Although automatic enrollment and automatic escalation have prompted more defined contribution participants to save more for retirement, their impact has been less than originally expected.
The improvement is "smaller than we thought," said David Laibson, a Harvard University professor of economics and prominent researcher on behavioral economics, on Nov. 13 at the Academic Forum in New York sponsored by the Defined Contribution Institutional Investment Association.
Laibson described recent research that he and co-authors conducted showing that initial expectations of retirement savings improvement are eroded by time, participants changing jobs and participants withdrawing their retirement account funds when they leave their employers.
Although auto features "are a net positive," Laibson said they "are not working as well as we thought." Lower-income participants are the least affected, he added.
One "small step forward in the right direction" would be for DC plans to set initial default rates at 6%, 8% or 10% rather than the more common 3%," he said. "But this doesn't work well for the lowest-income workers."
As a result, auto features are providing opportunities for "midlife consumption" rather than long-term wealth accumulation, he said, referring to research published Nov. 5 by Laibson and four colleagues from Harvard, Yale University and the University of California Berkeley for the National Bureau of Economic Research.
"When we jointly incorporate several medium- and long-run dynamic factors, we find that the magnitude of the savings effect is substantially diminished relative to previous estimates," the research report said.
"Automatic savings policies have a positive statistically significant impact on measured savings," the report said. "The effects we estimate are modest in magnitude because of the increase in savings over time by those who are not subject to automatic policies, high employee turnover rates, vesting requirements with respect to employer matching contributions, the high rate of cash leakage upon job separation, and the low acceptance of auto-escalation defaults."
The research is based on a review of nine employers that introduced auto enrollment, auto escalation or both between 2005 and 2011. It compared 62,340 employees in the year after auto features were introduced vs. 55,937 employees who were hired the year before.
"Our sample of firms is small, which means that our estimated net effect of automatic policies could differ substantially from an estimate in a larger, more representative sample," the authors conceded. "Nevertheless, statistics from other large samples suggest that the erosion of automatic policy treatment effects through the additional channels we consider is also sizable in the general population hired the year before auto features were offered."
The authors assumed 85% of participants would auto-enroll.

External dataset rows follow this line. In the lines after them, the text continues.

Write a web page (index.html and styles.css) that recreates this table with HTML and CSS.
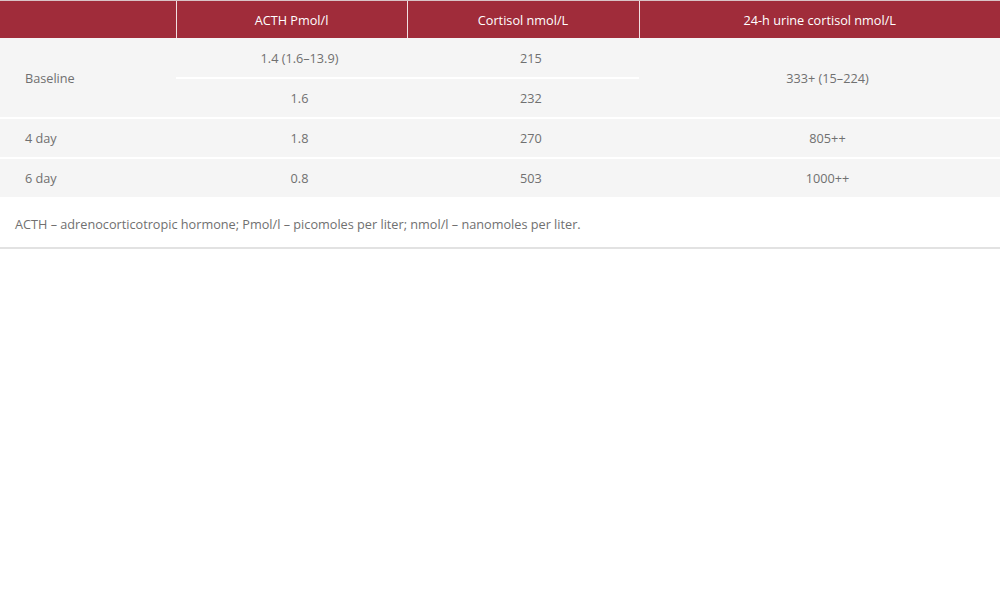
FILE: index.html
```html
<!DOCTYPE html>
<html>
<head>
<meta charset="utf-8">
<link rel="stylesheet" href="styles.css">
</head>
<body>
<div class="wrap">
  <table class="data">
    <colgroup>
      <col class="c1"><col class="c2"><col class="c3"><col class="c4">
    </colgroup>
    <thead>
      <tr>
        <th></th>
        <th>ACTH Pmol/l</th>
        <th>Cortisol nmol/L</th>
        <th>24-h urine cortisol nmol/L</th>
      </tr>
    </thead>
    <tbody>
      <tr class="split">
        <td rowspan="2" class="label">Baseline</td>
        <td class="inner">1.4 (1.6–13.9)</td>
        <td class="inner">215</td>
        <td rowspan="2">333+ (15–224)</td>
      </tr>
      <tr>
        <td>1.6</td>
        <td>232</td>
      </tr>
      <tr>
        <td class="label">4 day</td>
        <td>1.8</td>
        <td>270</td>
        <td>805++</td>
      </tr>
      <tr>
        <td class="label">6 day</td>
        <td>0.8</td>
        <td>503</td>
        <td>1000++</td>
      </tr>
    </tbody>
  </table>
  <p class="note">ACTH – adrenocorticotropic hormone; Pmol/l – picomoles per liter; nmol/l – nanomoles per liter.</p>
</div>
</body>
</html>
```

FILE: styles.css
```css
html, body {
  margin: 0;
  padding: 0;
  background: #ffffff;
}
body {
  font-family: "Open Sans", "Liberation Sans", sans-serif;
  font-size: 12.7px;
  color: #707070;
}
.wrap {
  width: 1000px;
  border-bottom: 2px solid #e2e2e2;
}
.data {
  width: 1000px;
  border-collapse: collapse;
  table-layout: fixed;
  background: #f5f5f5;
}
.c1 { width: 176px; }
.c2 { width: 231px; }
.c3 { width: 232px; }
.c4 { width: 361px; }
.data th {
  background: #a02c3a;
  color: #ffffff;
  font-weight: 400;
  height: 37px;
  padding: 0;
  text-align: center;
  border-left: 1px solid #f2dfe1;
  border-top: 1px solid #d9c3c6;
}
.data th:first-child {
  border-left: none;
}
.data td {
  height: 38px;
  padding: 0 0 0 16px;
  text-align: center;
  border-top: 2px solid #ffffff;
}
.data thead + tbody tr:first-child td {
  border-top: none;
  height: 39px;
}
.data td.label {
  text-align: left;
  padding-left: 25px;
}
.data td.inner {
  border-bottom: 2px solid #ffffff;
}
.note {
  margin: 0;
  padding: 18px 0 0 15px;
  height: 32px;
}
```
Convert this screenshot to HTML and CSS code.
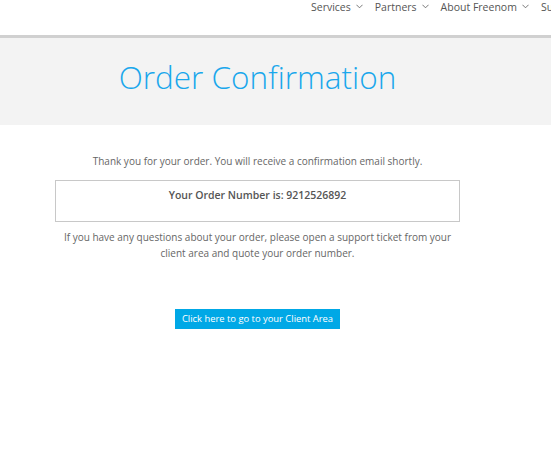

After one year, the research indicated a 2.2-percentage-point increase in retirement savings. By five years, however, the gain was 1.8 percentage points.

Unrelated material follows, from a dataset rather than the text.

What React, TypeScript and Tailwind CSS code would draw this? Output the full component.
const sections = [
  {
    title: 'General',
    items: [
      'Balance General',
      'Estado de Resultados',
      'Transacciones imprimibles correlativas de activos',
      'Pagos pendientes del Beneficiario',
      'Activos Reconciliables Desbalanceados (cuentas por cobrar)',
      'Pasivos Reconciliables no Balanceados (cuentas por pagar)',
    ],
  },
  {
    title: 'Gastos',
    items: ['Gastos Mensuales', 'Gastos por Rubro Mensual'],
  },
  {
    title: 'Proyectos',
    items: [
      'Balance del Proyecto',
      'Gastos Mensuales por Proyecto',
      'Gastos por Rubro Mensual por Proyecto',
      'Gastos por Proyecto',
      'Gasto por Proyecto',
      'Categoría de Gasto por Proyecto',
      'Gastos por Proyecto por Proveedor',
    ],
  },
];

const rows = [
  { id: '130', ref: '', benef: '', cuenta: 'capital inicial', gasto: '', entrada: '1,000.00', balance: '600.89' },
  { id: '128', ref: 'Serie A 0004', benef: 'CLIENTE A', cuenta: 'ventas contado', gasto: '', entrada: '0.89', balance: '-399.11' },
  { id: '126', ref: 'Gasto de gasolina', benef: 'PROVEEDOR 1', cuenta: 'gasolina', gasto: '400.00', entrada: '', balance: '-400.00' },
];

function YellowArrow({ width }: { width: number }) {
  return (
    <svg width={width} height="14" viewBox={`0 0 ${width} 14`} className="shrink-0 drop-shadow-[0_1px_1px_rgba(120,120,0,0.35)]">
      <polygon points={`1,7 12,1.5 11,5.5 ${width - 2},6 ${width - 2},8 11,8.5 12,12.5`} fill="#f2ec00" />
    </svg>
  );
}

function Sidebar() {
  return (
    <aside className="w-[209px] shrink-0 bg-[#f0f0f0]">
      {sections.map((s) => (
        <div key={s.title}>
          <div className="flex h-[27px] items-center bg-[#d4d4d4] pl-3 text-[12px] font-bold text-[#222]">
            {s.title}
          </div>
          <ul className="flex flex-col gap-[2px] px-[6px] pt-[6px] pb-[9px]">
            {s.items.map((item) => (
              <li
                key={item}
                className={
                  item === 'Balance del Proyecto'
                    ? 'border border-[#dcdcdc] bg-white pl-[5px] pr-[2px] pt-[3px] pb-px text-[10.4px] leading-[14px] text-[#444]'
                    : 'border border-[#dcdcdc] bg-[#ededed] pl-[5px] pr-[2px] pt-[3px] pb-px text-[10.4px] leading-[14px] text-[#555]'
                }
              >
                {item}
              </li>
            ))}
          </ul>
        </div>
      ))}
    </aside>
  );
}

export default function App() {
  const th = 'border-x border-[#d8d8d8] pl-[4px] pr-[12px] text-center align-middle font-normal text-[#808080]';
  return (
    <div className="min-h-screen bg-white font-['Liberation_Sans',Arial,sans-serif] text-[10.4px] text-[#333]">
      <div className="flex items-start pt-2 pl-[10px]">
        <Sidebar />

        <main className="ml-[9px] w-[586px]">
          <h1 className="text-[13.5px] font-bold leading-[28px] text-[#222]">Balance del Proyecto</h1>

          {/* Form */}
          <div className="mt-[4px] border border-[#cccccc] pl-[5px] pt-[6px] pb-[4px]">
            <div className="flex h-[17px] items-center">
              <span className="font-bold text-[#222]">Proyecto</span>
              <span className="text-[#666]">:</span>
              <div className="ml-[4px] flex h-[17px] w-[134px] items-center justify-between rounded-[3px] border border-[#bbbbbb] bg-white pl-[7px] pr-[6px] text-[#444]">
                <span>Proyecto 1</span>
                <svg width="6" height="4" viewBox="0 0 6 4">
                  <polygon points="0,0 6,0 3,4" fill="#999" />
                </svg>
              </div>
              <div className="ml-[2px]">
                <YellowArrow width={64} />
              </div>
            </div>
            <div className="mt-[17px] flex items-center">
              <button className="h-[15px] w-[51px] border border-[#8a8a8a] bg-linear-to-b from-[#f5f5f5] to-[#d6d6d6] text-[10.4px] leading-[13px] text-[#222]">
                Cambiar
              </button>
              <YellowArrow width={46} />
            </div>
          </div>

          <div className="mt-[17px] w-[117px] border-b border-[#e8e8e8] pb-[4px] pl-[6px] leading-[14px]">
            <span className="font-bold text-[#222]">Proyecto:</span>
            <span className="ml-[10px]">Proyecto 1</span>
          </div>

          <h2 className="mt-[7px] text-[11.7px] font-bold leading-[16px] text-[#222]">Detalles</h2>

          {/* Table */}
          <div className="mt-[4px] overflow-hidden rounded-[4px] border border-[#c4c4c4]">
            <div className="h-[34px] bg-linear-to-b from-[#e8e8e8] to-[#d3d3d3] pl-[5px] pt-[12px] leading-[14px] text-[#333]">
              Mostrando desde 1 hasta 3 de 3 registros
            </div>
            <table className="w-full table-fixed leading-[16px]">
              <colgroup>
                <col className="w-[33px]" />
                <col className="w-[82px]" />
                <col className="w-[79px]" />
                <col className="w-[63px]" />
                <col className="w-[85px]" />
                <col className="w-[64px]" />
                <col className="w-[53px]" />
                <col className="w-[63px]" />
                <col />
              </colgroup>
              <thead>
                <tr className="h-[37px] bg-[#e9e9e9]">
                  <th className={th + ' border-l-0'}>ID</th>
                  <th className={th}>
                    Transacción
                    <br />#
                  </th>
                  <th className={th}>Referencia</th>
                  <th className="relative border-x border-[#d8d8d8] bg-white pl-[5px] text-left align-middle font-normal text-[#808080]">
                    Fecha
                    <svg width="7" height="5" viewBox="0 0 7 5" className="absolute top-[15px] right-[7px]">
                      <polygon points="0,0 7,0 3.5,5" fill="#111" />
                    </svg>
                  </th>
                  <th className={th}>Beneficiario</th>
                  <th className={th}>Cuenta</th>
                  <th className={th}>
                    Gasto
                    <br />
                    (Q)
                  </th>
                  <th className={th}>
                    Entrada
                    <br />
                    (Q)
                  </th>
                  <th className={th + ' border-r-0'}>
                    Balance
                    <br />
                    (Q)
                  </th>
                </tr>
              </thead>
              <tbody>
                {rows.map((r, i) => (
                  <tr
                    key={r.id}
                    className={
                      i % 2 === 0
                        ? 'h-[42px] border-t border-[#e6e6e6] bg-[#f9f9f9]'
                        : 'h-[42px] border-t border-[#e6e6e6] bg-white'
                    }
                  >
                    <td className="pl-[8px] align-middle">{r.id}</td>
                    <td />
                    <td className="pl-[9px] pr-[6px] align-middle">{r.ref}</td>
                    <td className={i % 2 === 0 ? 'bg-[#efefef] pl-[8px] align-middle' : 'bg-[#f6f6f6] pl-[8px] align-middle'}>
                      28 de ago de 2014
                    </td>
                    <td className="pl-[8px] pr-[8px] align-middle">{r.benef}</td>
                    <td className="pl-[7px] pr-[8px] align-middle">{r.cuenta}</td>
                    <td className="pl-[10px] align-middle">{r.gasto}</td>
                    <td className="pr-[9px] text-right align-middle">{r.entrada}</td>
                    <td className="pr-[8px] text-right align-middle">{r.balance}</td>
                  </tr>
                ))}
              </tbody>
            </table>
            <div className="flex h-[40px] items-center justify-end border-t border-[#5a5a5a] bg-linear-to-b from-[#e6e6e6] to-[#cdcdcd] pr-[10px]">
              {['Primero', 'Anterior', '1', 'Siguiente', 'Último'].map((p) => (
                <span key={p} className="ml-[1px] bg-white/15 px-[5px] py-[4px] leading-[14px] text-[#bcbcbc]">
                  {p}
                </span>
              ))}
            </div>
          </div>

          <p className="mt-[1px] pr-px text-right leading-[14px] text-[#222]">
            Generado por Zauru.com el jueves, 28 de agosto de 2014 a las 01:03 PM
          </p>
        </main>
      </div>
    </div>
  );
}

When authors introduced an incomplete-vesting component, the gain fell to 1.5 percentage points. When they incorporated withdrawals, the overall gain was down to 0.6 percentage points.
Auto escalation produced a similar trend. After one-year, the increase was 0.8 percentage points. After five years, it was down to 0.7 percentage points. Incomplete vesting cut the gain to 0.6 percentage points. Withdrawals reduced the overall gain to 0.3 percentage points.
When combining auto enrollment and auto escalation, the authors reported that the initial increase of 3.1 percentage points after one year had fallen to 0.8 percentage points when the various factors were measured.